Chris - Is that the key then? Is that what you've built your story around? The fact that if you've got evidence that someone is going and getting particular bits of stone because they make good tools, that's evidence that this must have been common practice at the time at which those individuals were active.

Emma - It's evidence that they were investing in tool behaviour because travelling a distance of several kilometres or 10 kilometres or more to get a specific type of rock, that takes a long time out of your day and that shows that that's really integrated into your foraging strategy if you're travelling to get stones, which in and of themselves have no caloric value to tool makers or to humans and their ancestors. So travelling to get stones shows that this is a behaviour that they're investing in and it's part of their foraging strategy from the onset of tool technology. And it also shows that they've already incorporated stone tools into their landscape patterns in their mental maps, which is a step beyond what we see in non-human primates. So it's an indicator of having mental maps and cognition to incorporate stone resources into their foraging routine and also an indicator that these hominins are foraging for stones as part of their foraging strategy, not just as an opportunistic one-off way to access a food item that they couldn't otherwise access.

Chris - And you've got evidence that this was happening.

Emma - Yeah, so at the site Nyanga, it's in Western Kenya and we've been working there since 2014. We have a stone tool assemblage between 2.6 and 3 million years old that has been made using both local but also non-local stone materials. We did a landscape-scale study where we were looking at which different materials are available throughout the landscape and which sources the hominins were accessing. And what we found is that the hominins were accessing not just local sources of stone, but they were accessing sources of stone that were 10 to 13 kilometres away from the Nyanga site, bringing them to the site and then processing food there using the stones that they obtained from further distances.

Chris - And you're comfortable that those stones didn't arrive where the hominins were by accident, that you're saying they brought them there and in fact, the environment somehow didn't. You're comfortable that this is active recovery of those stone pieces?

Emma - Yes, and how we know that, we first do analysis of where stones are available on the landscape from ancient riverbeds and from transport through rivers from primary sources to outcrops and riverbeds, which is where hominins are accessing the stone. So we surveyed ancient riverbeds to check what stones are available in which places. And then we also did a type of analysis that looks at the geochemistry, which is the trace elements of things in the rock that can link them to the sources on the landscape to check which sources are most similar to the artefacts that we have in the assemblage. And all of those indicators suggest that these stones were not locally available and that hominins travelled to get these stones and sometimes transported them directly to the site and flaked them on location.

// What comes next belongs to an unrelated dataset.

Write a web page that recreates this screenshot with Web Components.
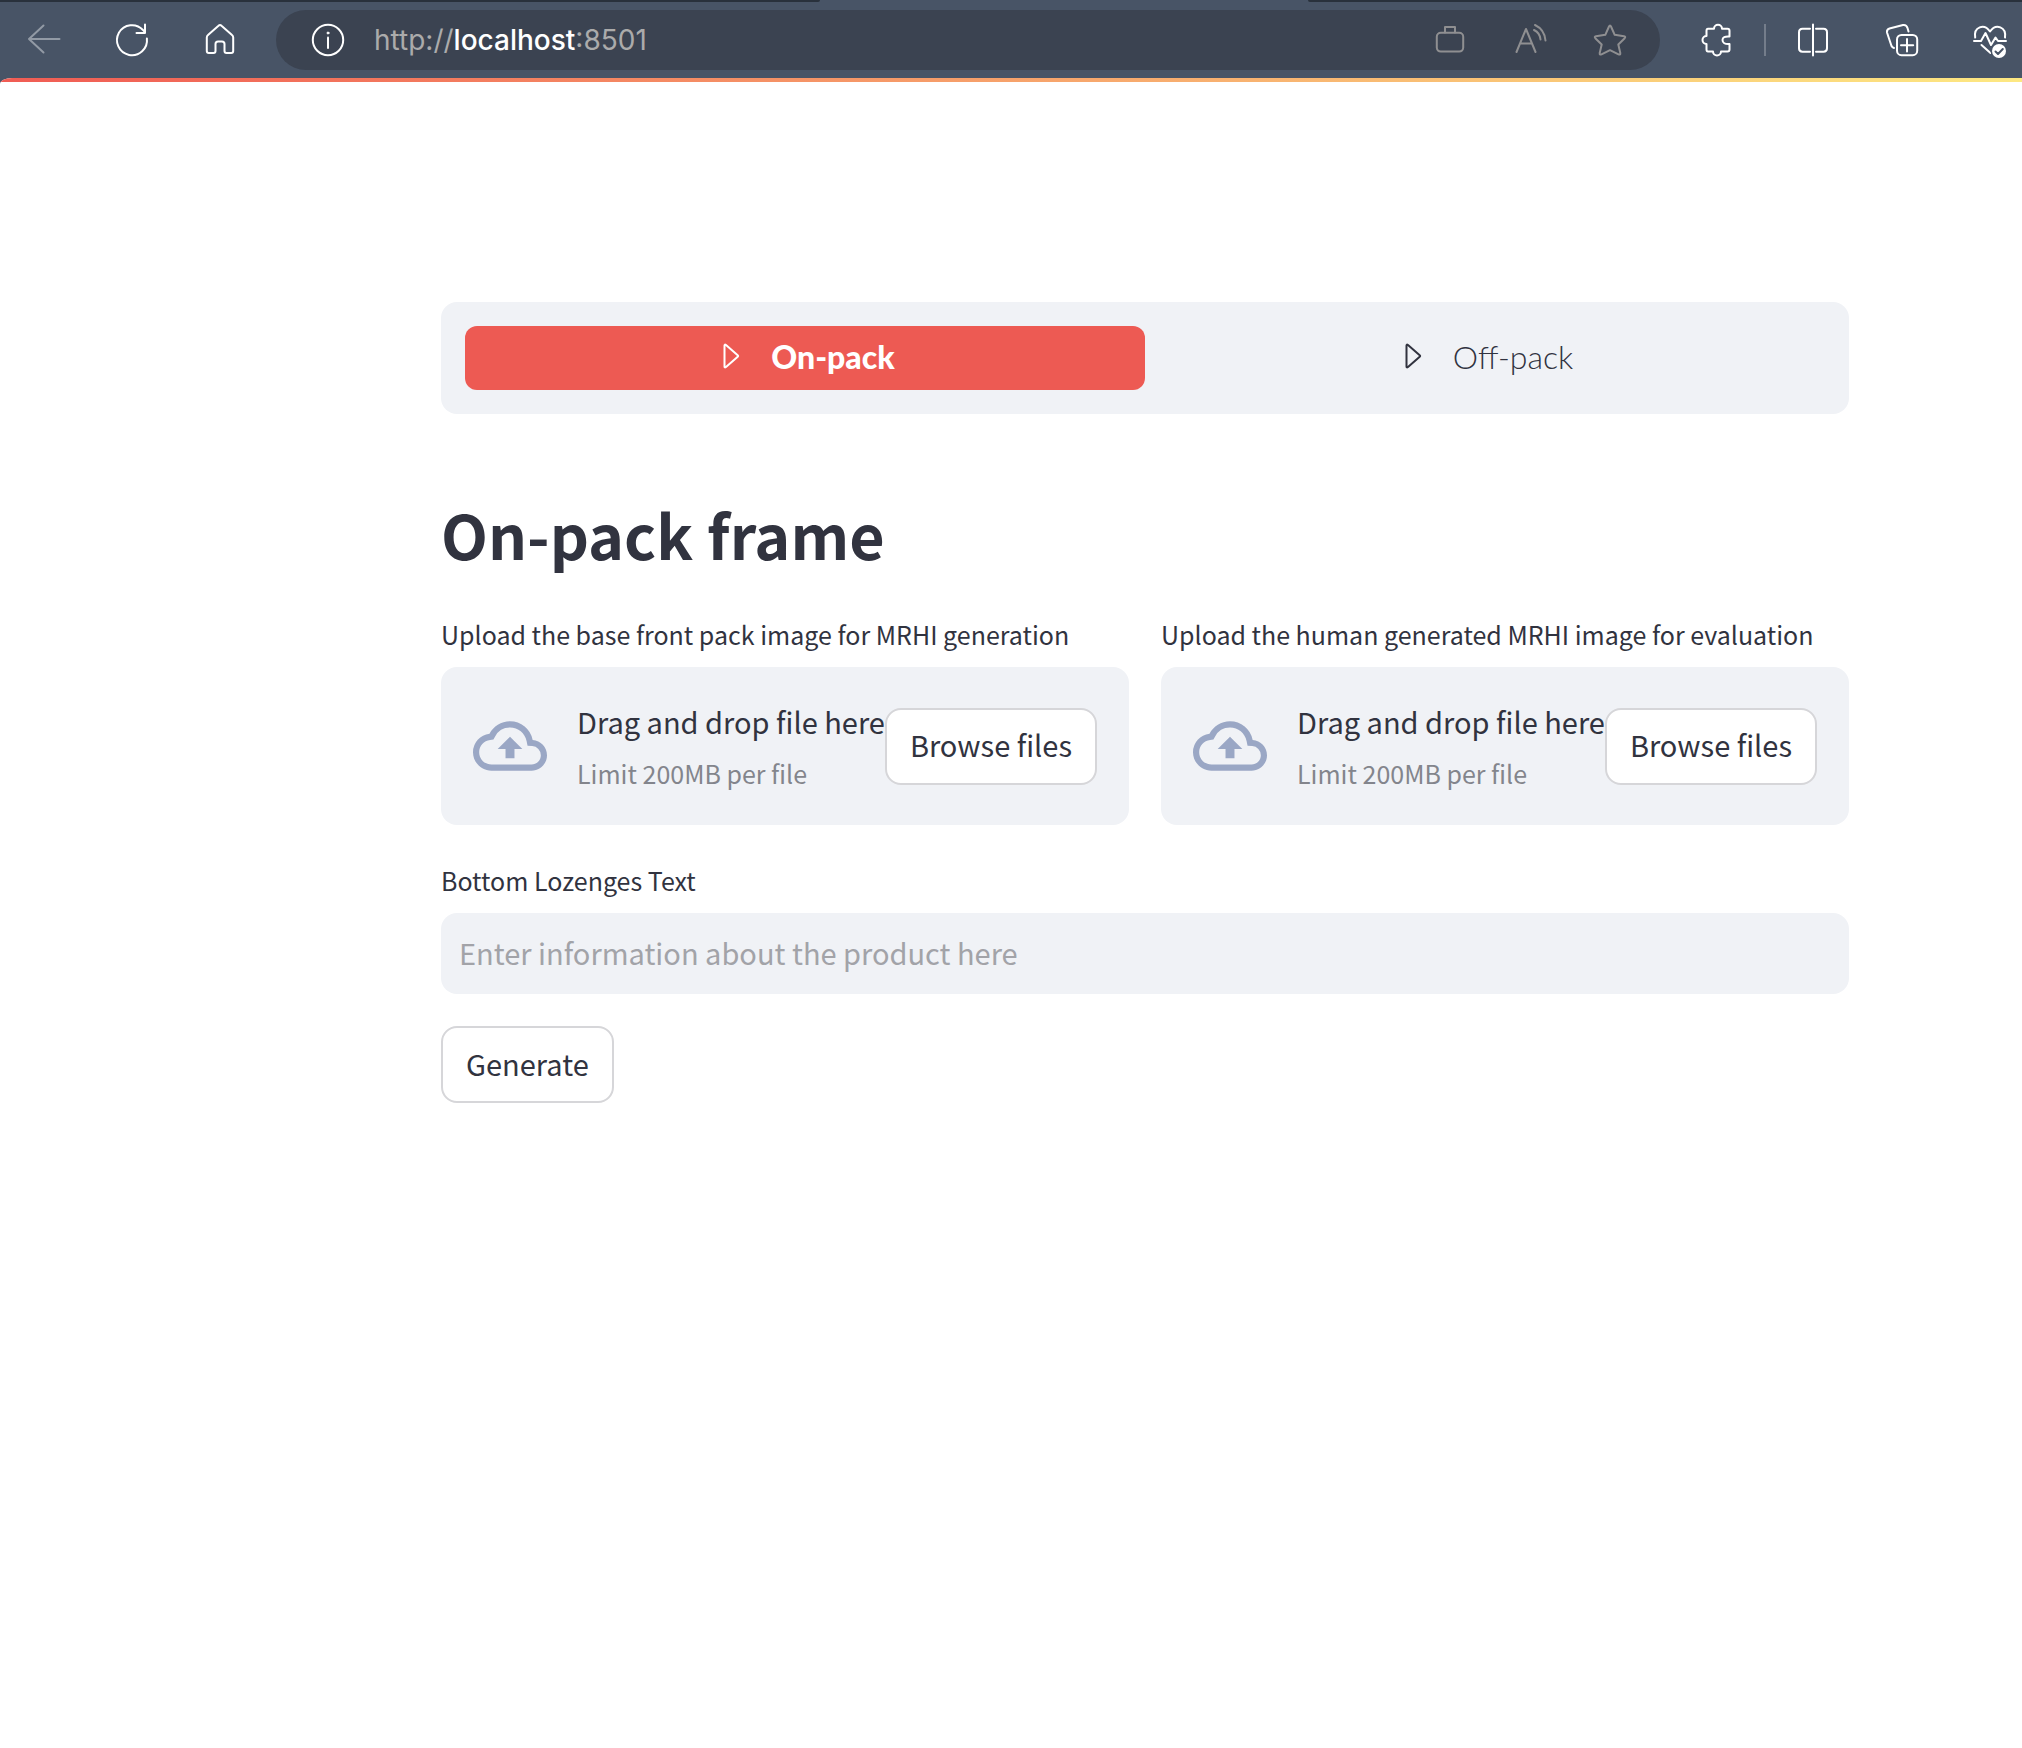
<!DOCTYPE html>
<html lang="en">
<head>
<meta charset="utf-8">
<title>On-pack frame</title>
<style>
  html { height: 100%; }
  body {
    margin: 0; min-height: 100%; display: flex; flex-direction: column;
    background: #485466; color: #31333f; overflow-x: hidden;
    font-family: "Noto Sans CJK SC", "Noto Sans", sans-serif; font-size: 29px;
  }
</style>
</head>
<body>
<browser-toolbar></browser-toolbar>
<page-view>
  <tab-menu></tab-menu>
  <page-title>On-pack frame</page-title>
  <column-pair>
    <file-uploader label="Upload the base front pack image for MRHI generation"></file-uploader>
    <file-uploader label="Upload the human generated MRHI image for evaluation"></file-uploader>
  </column-pair>
  <text-field label="Bottom Lozenges Text" placeholder="Enter information about the product here"></text-field>
  <outline-button>Generate</outline-button>
</page-view>

<script>
const define = (name, html, setup) => {
  const template = document.createElement('template');
  template.innerHTML = html;
  customElements.define(name, class extends HTMLElement {
    constructor() {
      super();
      this.attachShadow({ mode: 'open' }).append(template.content.cloneNode(true));
    }
    connectedCallback() { if (setup) setup(this, this.shadowRoot); }
  });
};

const icons = {
  back: '<path d="M31.5 15H1M15.5 1.500L1 15L15.500 28.500"/>',
  reload: '<path d="M30.900 14.500A15 15 0 1 1 27 6L29 8.500M29 0.500V9H20.500"/>',
  home: '<path d="M14.500 1.800Q16 .3 17.500 1.800L28 11Q29.200 12 29.200 13.500V27Q29.200 29 27.200 29H22.500Q20.500 29 20.500 27V20Q20.500 17.500 18 17.500H14Q11.500 17.500 11.500 20V27Q11.500 29 9.500 29H4.800Q2.800 29 2.800 27V13.500Q2.800 12 4 11Z"/>',
  info: '<circle cx="16" cy="16" r="15.200"/><path d="M16 13.500V24"/><circle cx="16" cy="9" r="1" fill="currentColor" stroke-width="1"/>',
  briefcase: '<rect x="2.800" y="8.800" width="26.400" height="18.800" rx="4"/><path d="M11 8.500V3H21V8.500"/>',
  read: '<path d="M2.500 28L12 5L21.500 28M6 19.500H18M20 6Q26 9 26.500 15.500M21 1Q30.500 5.500 31.500 16.500"/>',
  star: '<path d="M15 2.500Q16 .5 17 2.500L20.700 10.800L30 12.200Q32 12.700 30.700 14.200L24.300 20.500L26.300 29Q26.500 31.200 24.500 30.400L16 26.200L7.500 30.400Q5.500 31.200 5.700 29L7.700 20.500L1.300 14.200Q0 12.700 2 12.200L11.300 10.800Z"/>',
  puzzle: '<path d="M8 4.800H14A4 4 0 0 1 22 4.800H27.500Q29.500 4.800 29.500 6.800V12.500Q22.500 12 22.500 16Q22.500 20.500 29.500 20V25.500Q29.500 27.500 27.500 27.500H21A4 4 0 0 1 13 27.500H8Q6.500 27.500 6.500 25.500V20A4 4 0 0 1 6.500 12V6.800Q6.500 4.800 8 4.800Z"/>',
  split: '<path d="M12 4.800H4.500Q1 4.800 1 8.300V24.300Q1 27.700 4.500 27.700H12M18 4.800H25.500Q29 4.800 29 8.300V24.300Q29 27.700 25.500 27.700H18M15 .5V31.500"/>',
  collections: '<rect x="11" y="11" width="20.200" height="20.200" rx="4.500"/><path d="M21 15V27.500M15 21.200H27.200M22.500 7.500L21.500 4Q20.500 .5 17 1L3.500 4.500Q.5 5.500 1 8.500L5.500 22Q6.300 23.500 8 24"/>',
  health: '<path d="M1.200 13.500C-.5 3 10 -1 16 7.500C22 -1 32.500 3 31 13.500M0 17H7L11.500 9L17 21L21.500 13.500L24 17H32M7.500 21L16.500 29"/><circle cx="25" cy="27" r="8.500" fill="#485466" stroke="none"/><circle cx="25" cy="27" r="7" fill="currentColor" stroke="none"/><path d="M21.500 27.500L24 30L28.800 25" stroke="#485466"/>',
  play: '<path d="M9.500 4.500Q9.500 3 11 4L22.700 14.200Q23.600 15 22.700 15.800L11 26Q9.500 27 9.500 25.500Z"/>'
};

define('line-icon', `
<style>
  :host { display: block; width: 32px; height: 32px; flex: none; }
  svg { display: block; width: 100%; height: 100%; overflow: visible; fill: none; stroke: currentColor; stroke-width: 2; stroke-linecap: round; stroke-linejoin: round; }
</style>
<svg viewBox="0 0 32 32" aria-hidden="true"></svg>`,
(host, root) => { root.querySelector('svg').innerHTML = icons[host.getAttribute('name')]; });

define('browser-toolbar', `
<style>
  :host { display: block; color: #fff; font-family: Inter, sans-serif; overflow: hidden; }
  .strip { display: flex; height: 2px; }
  .strip i { background: #29313c; }
  .strip i:first-child { flex: 820; border-bottom-right-radius: 2px; }
  .strip b { flex: 488; }
  .strip i:last-child { flex: 714; border-bottom-left-radius: 2px; }
  nav { display: flex; align-items: center; padding: 8px 0; margin-right: -12px; }
  button { all: unset; box-sizing: border-box; display: flex; justify-content: center; align-items: center; width: 88px; height: 60px; flex: none; }
  .off { color: #929aa5; }
  .pill { flex: 1; min-width: 0; display: flex; align-items: center; height: 60px; margin: 0 12px; padding: 0 10px; box-sizing: border-box; border-radius: 30px; background: #3b4351; color: #8f8f91; }
  .pill button { width: 80px; }
  .pill .info { width: 84px; color: #fff; }
  .url { flex: 1; min-width: 0; padding-left: 4px; font-size: 28px; line-height: 40px; white-space: nowrap; color: #ababab; }
  .url b { font-weight: 500; color: #fff; }
  hr { width: 2px; height: 32px; margin: 0 4px; border: 0; background: #747d8b; flex: none; }
</style>
<div class="strip"><i></i><b></b><i></i></div>
<nav aria-label="Browser">
  <button class="off" aria-label="Back"><line-icon name="back"></line-icon></button>
  <button aria-label="Reload"><line-icon name="reload"></line-icon></button>
  <button aria-label="Home"><line-icon name="home"></line-icon></button>
  <div class="pill">
    <button class="info" aria-label="Site information"><line-icon name="info"></line-icon></button>
    <div class="url" role="textbox" contenteditable="true" spellcheck="false" aria-label="Address">http://<b>localhost</b>:8501</div>
    <button aria-label="Work profile"><line-icon name="briefcase"></line-icon></button>
    <button aria-label="Read aloud"><line-icon name="read"></line-icon></button>
    <button aria-label="Favourite"><line-icon name="star"></line-icon></button>
  </div>
  <button aria-label="Extensions"><line-icon name="puzzle"></line-icon></button>
  <hr>
  <button aria-label="Split screen"><line-icon name="split"></line-icon></button>
  <button aria-label="Collections"><line-icon name="collections"></line-icon></button>
  <button aria-label="Browser essentials"><line-icon name="health"></line-icon></button>
</nav>`);

define('page-view', `
<style>
  :host { display: block; flex: 1; overflow: hidden; background: #fff; border-top-left-radius: 12px 6px; }
  .bar { height: 4px; background: linear-gradient(90deg, #f05c54, #fde882); }
  main { display: flex; flex-direction: column; gap: 32px; padding: 220px 173px 96px 441px; }
</style>
<div class="bar"></div>
<main><slot></slot></main>`);

define('tab-menu', `
<style>
  :host { display: flex; padding: 24px; border-radius: 16px; background: #f0f2f6; font-family: Lato, sans-serif; }
  button { all: unset; flex: 1; display: flex; justify-content: center; align-items: center; gap: 24px; height: 64px; padding-bottom: 2px; box-sizing: border-box; border-radius: 12px; font-size: 32px; line-height: 40px; font-weight: 300; cursor: pointer; }
  .on { background: #ed5a53; color: #fff; font-weight: 900; }
</style>
<button class="on" aria-pressed="true"><line-icon name="play"></line-icon><span>On-pack</span></button>
<button aria-pressed="false"><line-icon name="play"></line-icon><span>Off-pack</span></button>`);

define('page-title', `
<style>
  :host { display: block; padding-top: 43px; }
  h1 { margin: 0; font-size: 61px; line-height: 90px; font-weight: 700; }
</style>
<h1><slot></slot></h1>`);

define('column-pair', `
<style>
  :host { display: grid; grid-template-columns: 1fr 1fr; gap: 32px; }
</style>
<slot></slot>`);

define('outline-button', `
<style>
  :host { display: block; flex: none; align-self: center; }
  :host(:last-child) { align-self: flex-start; }
  button { display: block; box-sizing: border-box; height: 77px; margin: 0; padding: 0 23px 4px; border: 2px solid #d6d6d9; border-radius: 16px; background: #fff; color: inherit; font: inherit; line-height: 46px; white-space: nowrap; cursor: pointer; }
</style>
<button type="button"><slot></slot></button>`);

define('file-uploader', `
<style>
  :host { display: block; min-width: 0; }
  label { display: block; margin-bottom: 10px; font-size: 25px; line-height: 46px; white-space: nowrap; }
  section { display: flex; align-items: center; padding: 27px 32px; border-radius: 16px; background: #f0f2f6; }
  svg { width: 74px; height: 74px; margin-right: 30px; fill: #9aa7c5; flex: none; }
  .text { flex: 1; min-width: 0; white-space: nowrap; }
  .drop { line-height: 54px; }
  .limit { font-size: 25px; line-height: 50px; color: #83858c; }
  outline-button { align-self: center; }
</style>
<label for="file"></label>
<input id="file" type="file" hidden>
<section>
  <svg viewBox="0 0 24 24" aria-hidden="true"><path d="M19.350 10.040A7.490 7.490 0 0 0 12 4C9.110 4 6.600 5.640 5.350 8.040A5.994 5.994 0 0 0 0 14c0 3.310 2.690 6 6 6h13c2.760 0 5-2.240 5-5 0-2.640-2.050-4.780-4.650-4.960zM19 18H6c-2.210 0-4-1.790-4-4 0-2.050 1.530-3.760 3.560-3.970l1.070-.11.5-.95A5.469 5.469 0 0 1 12 6c2.620 0 4.880 1.860 5.390 4.430l.3 1.500 1.530.11A2.980 2.980 0 0 1 22 15c0 1.650-1.350 3-3 3zM8 13h2.550v3h2.900v-3H16l-4-4z"/></svg>
  <div class="text"><div class="drop">Drag and drop file here</div><div class="limit">Limit 200MB per file</div></div>
  <outline-button>Browse files</outline-button>
</section>`,
(host, root) => {
  root.querySelector('label').textContent = host.getAttribute('label');
  root.querySelector('outline-button').onclick = () => root.querySelector('input').click();
});

define('text-field', `
<style>
  :host { display: block; }
  label { display: block; margin-bottom: 10px; font-size: 25px; line-height: 46px; }
  input { display: block; box-sizing: border-box; width: 100%; height: 81px; margin: 0; padding: 0 18px 4px; border: 0; border-radius: 16px; background: #f0f2f6; color: inherit; font: inherit; }
  input::placeholder { color: #a2a3a8; opacity: 1; }
</style>
<label for="field"></label>
<input id="field" type="text">`,
(host, root) => {
  root.querySelector('label').textContent = host.getAttribute('label');
  root.querySelector('input').placeholder = host.getAttribute('placeholder');
});
</script>
</body>
</html>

Chris - So what's the take-home then? If you had to sort of write the newspaper headline, how would you sell this to a classroom full of eager palaeoanthropologists of the future?

Emma - I would sell it as stone tool behaviour was integrated into the daily life patterns of hominins 2.6 million years ago. We are a technologically dependent species. We rely on tool technology to survive and to access food. And it's likely that that has been happening for millions of years. Travelling that distance to obtain stone resources and foraging for stones with the same effort that hominins were foraging for food resources shows that this reliance on tool technology to survive, adapt, and to access different foods is what started off 2.6 million years ago and has continued today into being a key component of what makes us human.